Start

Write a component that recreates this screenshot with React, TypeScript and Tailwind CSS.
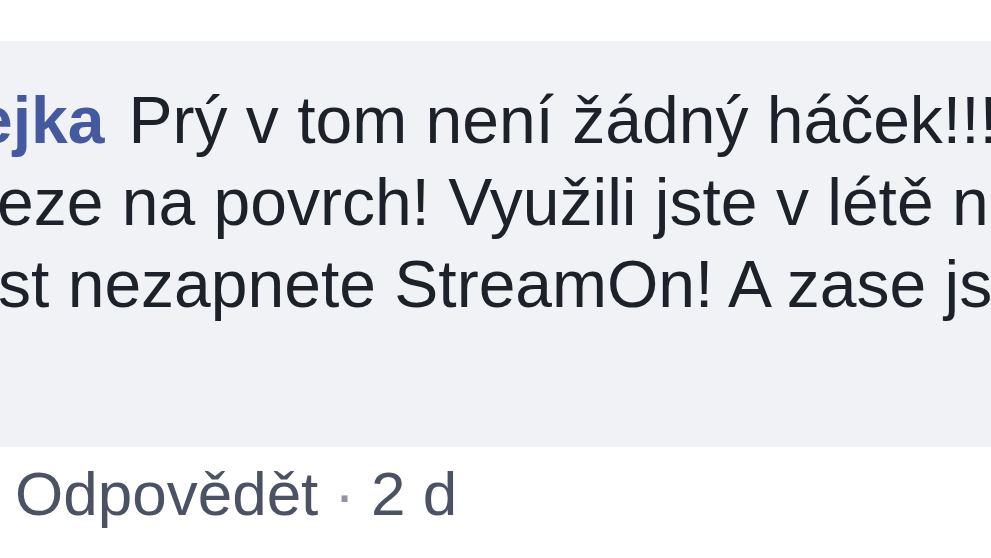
export default function App() {
  return (
    <div className="h-[558px] w-[991px] overflow-hidden bg-white font-['Liberation_Sans',Arial,sans-serif]">
      <div className="h-[41px]" />

      {/* comment bubble */}
      <div className="h-[406px] bg-[#f1f2f5] pt-[38px] text-[66px] leading-[82px] text-[#1d2129] whitespace-nowrap">
        <div className="ml-[-24px]">
          <span className="font-bold text-[#4559a0]">ejka</span>
          <span className="ml-[24px]">Prý v tom není žádný háček!!!</span>
        </div>
        <div className="ml-[-3px]">eze na povrch! Využili jste v létě naplno</div>
        <div className="ml-[-2px]">st nezapnete StreamOn! A zase jste</div>
      </div>

      {/* actions */}
      <div className="mt-[11px] flex items-center whitespace-nowrap pl-[15px] text-[62px] leading-[72px] text-[#4b5263]">
        <span>Odpovědět</span>
        <span className="px-[16px] text-[#90949c]">·</span>
        <span>2 d</span>
      </div>
    </div>
  );
}
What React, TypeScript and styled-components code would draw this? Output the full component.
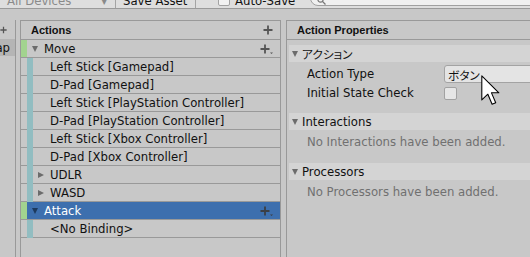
import React from 'react'
import styled, { createGlobalStyle } from 'styled-components'

const GlobalStyle = createGlobalStyle`
  html, body {
    margin: 0;
    padding: 0;
    background: #c8c8c8;
  }
  body {
    font-family: "DejaVu Sans", "Noto Sans CJK JP", sans-serif;
    font-size: 11.7px;
    color: #111;
  }
`

const Window = styled.div`
  position: relative;
  width: 530px;
  height: 257px;
  overflow: hidden;
  display: flex;
  flex-direction: column;
  background: #c8c8c8;
`

/* ---------- toolbar ---------- */

const Toolbar = styled.div`
  flex: none;
  height: 14px;
  margin-top: -6px;
  display: flex;
  align-items: center;
  background: #dedede;
  border-bottom: 1px solid #9a9a9a;
  white-space: nowrap;
`

const DeviceMenu = styled.div`
  box-sizing: border-box;
  width: 116px;
  height: 100%;
  padding: 0 8px 0 7px;
  display: flex;
  align-items: center;
  justify-content: space-between;
  color: #8a8a8a;
  border-right: 1px solid #a4a4a4;
`

const ToolButton = styled.div`
  box-sizing: border-box;
  width: 80px;
  height: 100%;
  padding-left: 7px;
  display: flex;
  align-items: center;
  border-right: 1px solid #a4a4a4;
`

const ToggleLabel = styled.label`
  display: flex;
  align-items: center;
  gap: 5px;
  margin-left: 22px;
`

const CheckBox = styled.span<{ $size: number }>`
  box-sizing: border-box;
  width: ${p => p.$size}px;
  height: ${p => p.$size}px;
  flex: none;
  background: #e6e6e6;
  border: 1px solid #a2a2a2;
  border-radius: 2px;
`

const ToolbarCheck = styled(CheckBox)`
  margin-bottom: 3px;
  background: #f2f2f2;
`

const SearchField = styled.div`
  flex: 1;
  align-self: flex-end;
  height: 16px;
  margin: 0 -6px 2px 15px;
  display: flex;
  align-items: flex-end;
  padding-left: 6px;
  background: #f0f0f0;
  border: 1px solid #a0a0a0;
  border-radius: 8px 0 0 8px;
`

/* ---------- panels ---------- */

const Body = styled.div`
  flex: 1;
  min-height: 0;
  display: flex;
  gap: 4px;
  padding-top: 11px;
`

const MapsPanel = styled.section`
  box-sizing: border-box;
  width: 16px;
  flex: none;
  overflow: hidden;
  border-right: 1px solid #999;
  display: flex;
  flex-direction: column;
`

const MapsHeader = styled.div`
  height: 19px;
  display: flex;
  align-items: center;
  justify-content: flex-end;
  padding-right: 8px;
`

const MapRow = styled.div<{ $selected?: boolean }>`
  height: 17px;
  display: flex;
  align-items: center;
  justify-content: flex-end;
  padding-right: 5px;
  white-space: nowrap;
  background: ${p => (p.$selected ? '#b5b5b5' : 'transparent')};
`

const Panel = styled.section`
  display: flex;
  flex-direction: column;
  border: 1px solid #999;
  border-bottom: none;
`

const ActionsPanel = styled(Panel)`
  box-sizing: border-box;
  width: 261px;
  flex: none;
`

const PropsPanel = styled(Panel)`
  flex: 1;
  margin-left: 1px;
  border-right: none;
`

const PanelHeader = styled.div`
  height: 18px;
  flex: none;
  display: flex;
  align-items: center;
  justify-content: space-between;
  padding: 0 7px 0 10px;
  border-bottom: 1px solid #999;
  font: bold 11px "Liberation Sans", Arial, sans-serif;
  color: #111;
`

/* ---------- action tree ---------- */

const TreeRow = styled.div<{ $selected?: boolean }>`
  height: 17px;
  flex: none;
  display: flex;
  align-items: center;
  padding-right: 7px;
  border-bottom: 1px solid #999;
  white-space: nowrap;
  background: ${p => (p.$selected ? '#3d6fae' : 'transparent')};
  color: ${p => (p.$selected ? '#fff' : '#111')};
`

const Strip = styled.span<{ $color?: string; $through?: boolean }>`
  width: 6px;
  flex: none;
  align-self: stretch;
  margin-bottom: ${p => (p.$through ? '-1px' : '0')};
  background: ${p => p.$color || 'transparent'};
`

const Triangle = styled.span<{ $dir: 'down' | 'right'; $color?: string; $gap: number }>`
  flex: none;
  width: 0;
  height: 0;
  margin-left: ${p => p.$gap}px;
  ${p =>
    p.$dir === 'down'
      ? `border-left: 3.5px solid transparent;
         border-right: 3.5px solid transparent;
         border-top: 6px solid ${p.$color || '#6c6c6c'};`
      : `border-top: 3.5px solid transparent;
         border-bottom: 3.5px solid transparent;
         border-left: 6px solid ${p.$color || '#6c6c6c'};`}
`

const Label = styled.span<{ $gap: number }>`
  flex: 1;
  margin-left: ${p => p.$gap}px;
`

/* ---------- properties ---------- */

const Foldout = styled.div<{ $top: number }>`
  height: 17px;
  flex: none;
  margin: ${p => p.$top}px 0 0 2px;
  padding-left: 3px;
  display: flex;
  align-items: center;
  background: #d4d4d4;
  white-space: nowrap;
`

const FoldoutTitle = styled.span`
  margin-left: 4px;
  font-feature-settings: "palt";
`

const FieldRow = styled.div<{ $top: number }>`
  height: 18px;
  flex: none;
  margin-top: ${p => p.$top}px;
  padding-left: 20px;
  display: flex;
  align-items: center;
  white-space: nowrap;
`

const FieldLabel = styled.span`
  width: 137px;
  flex: none;
`

const Dropdown = styled.div`
  flex: 1;
  align-self: stretch;
  margin-right: -6px;
  padding-left: 3px;
  display: flex;
  align-items: center;
  background: #e4e4e4;
  border: 1px solid #a3a3a3;
  border-radius: 3px;
  font-feature-settings: "palt";
`

const Note = styled.div`
  height: 22px;
  flex: none;
  margin-top: 1px;
  padding-left: 20px;
  display: flex;
  align-items: center;
  color: #707070;
  white-space: nowrap;
`

const Cursor = styled.svg`
  position: absolute;
  left: 481px;
  top: 75px;
`

const AddIcon = ({ menu, color = '#555' }: { menu?: boolean; color?: string }) => (
  <svg width={menu ? 13 : 10} height="10" viewBox={menu ? '0 0 13 10' : '0 0 10 10'}>
    <path d="M5 0.5V9.5M0.5 5H9.5" stroke={color} strokeWidth="1.8" />
    {menu && <path d="M10 8.5H13L11.5 10Z" fill={color} />}
  </svg>
)

type Node =
  | { kind: 'action'; name: string; selected?: boolean }
  | { kind: 'binding'; name: string }
  | { kind: 'composite'; name: string }

const tree: Node[] = [
  { kind: 'action', name: 'Move' },
  { kind: 'binding', name: 'Left Stick [Gamepad]' },
  { kind: 'binding', name: 'D-Pad [Gamepad]' },
  { kind: 'binding', name: 'Left Stick [PlayStation Controller]' },
  { kind: 'binding', name: 'D-Pad [PlayStation Controller]' },
  { kind: 'binding', name: 'Left Stick [Xbox Controller]' },
  { kind: 'binding', name: 'D-Pad [Xbox Controller]' },
  { kind: 'composite', name: 'UDLR' },
  { kind: 'composite', name: 'WASD' },
  { kind: 'action', name: 'Attack', selected: true },
  { kind: 'binding', name: '<No Binding>' },
]

const GREEN = '#a2d38f'
const TEAL = '#92bdc1'

const TreeItem = ({ node }: { node: Node }) => {
  if (node.kind === 'action') {
    return (
      <TreeRow $selected={node.selected}>
        <Strip $color={GREEN} />
        <Triangle $dir="down" $gap={5} $color={node.selected ? '#1d3a5e' : undefined} />
        <Label $gap={6}>{node.name}</Label>
        <AddIcon menu color={node.selected ? '#3b3f46' : '#555'} />
      </TreeRow>
    )
  }
  return (
    <TreeRow>
      <Strip />
      <Strip $color={TEAL} $through />
      {node.kind === 'composite' ? (
        <>
          <Triangle $dir="right" $gap={5} />
          <Label $gap={6}>{node.name}</Label>
        </>
      ) : (
        <Label $gap={17}>{node.name}</Label>
      )}
    </TreeRow>
  )
}

const App = () => {
  return (
    <>
      <GlobalStyle />
      <Window>
        <Toolbar>
          <DeviceMenu>
            <span>All Devices</span>
            <span>▾</span>
          </DeviceMenu>
          <ToolButton>Save Asset</ToolButton>
          <ToggleLabel>
            <ToolbarCheck $size={12} />
            <span>Auto-Save</span>
          </ToggleLabel>
          <SearchField>
            <svg width="9" height="9" viewBox="0 0 9 9">
              <circle cx="3.5" cy="3.5" r="2.6" fill="none" stroke="#777" strokeWidth="1.2" />
              <path d="M5.4 5.4L8.5 8.5" stroke="#777" strokeWidth="1.3" />
            </svg>
          </SearchField>
        </Toolbar>

        <Body>
          <MapsPanel>
            <MapsHeader>
              <AddIcon />
            </MapsHeader>
            <MapRow $selected>Map</MapRow>
          </MapsPanel>

          <ActionsPanel>
            <PanelHeader>
              <span>Actions</span>
              <AddIcon />
            </PanelHeader>
            {tree.map((n, i) => (
              <TreeItem key={i} node={n} />
            ))}
          </ActionsPanel>

          <PropsPanel>
            <PanelHeader>
              <span>Action Properties</span>
            </PanelHeader>
            <Foldout $top={5}>
              <Triangle $dir="down" $gap={0} />
              <FoldoutTitle>アクション</FoldoutTitle>
            </Foldout>
            <FieldRow $top={3}>
              <FieldLabel>Action Type</FieldLabel>
              <Dropdown>ボタン</Dropdown>
            </FieldRow>
            <FieldRow $top={1}>
              <FieldLabel>Initial State Check</FieldLabel>
              <CheckBox $size={13} />
            </FieldRow>
            <Foldout $top={11}>
              <Triangle $dir="down" $gap={0} />
              <FoldoutTitle>Interactions</FoldoutTitle>
            </Foldout>
            <Note>No Interactions have been added.</Note>
            <Foldout $top={10}>
              <Triangle $dir="down" $gap={0} />
              <FoldoutTitle>Processors</FoldoutTitle>
            </Foldout>
            <Note>No Processors have been added.</Note>
          </PropsPanel>
        </Body>

        <Cursor width="19" height="31" viewBox="-0.5 -0.5 12.5 20.5">
          <path
            d="M0 0L0 16L4 12.2L6.8 18.8L9.2 17.8L6.4 11.3L11.3 11.3Z"
            fill="#fff"
            stroke="#000"
            strokeWidth="0.7"
            strokeLinejoin="round"
          />
        </Cursor>
      </Window>
    </>
  )
}

export default App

End

WHAT IS NEEDED> Find every line that holds "TypeScript" and copy it.

ANSWER>
Write a component that recreates this screenshot with React, TypeScript and Tailwind CSS.
What React, TypeScript and styled-components code would draw this? Output the full component.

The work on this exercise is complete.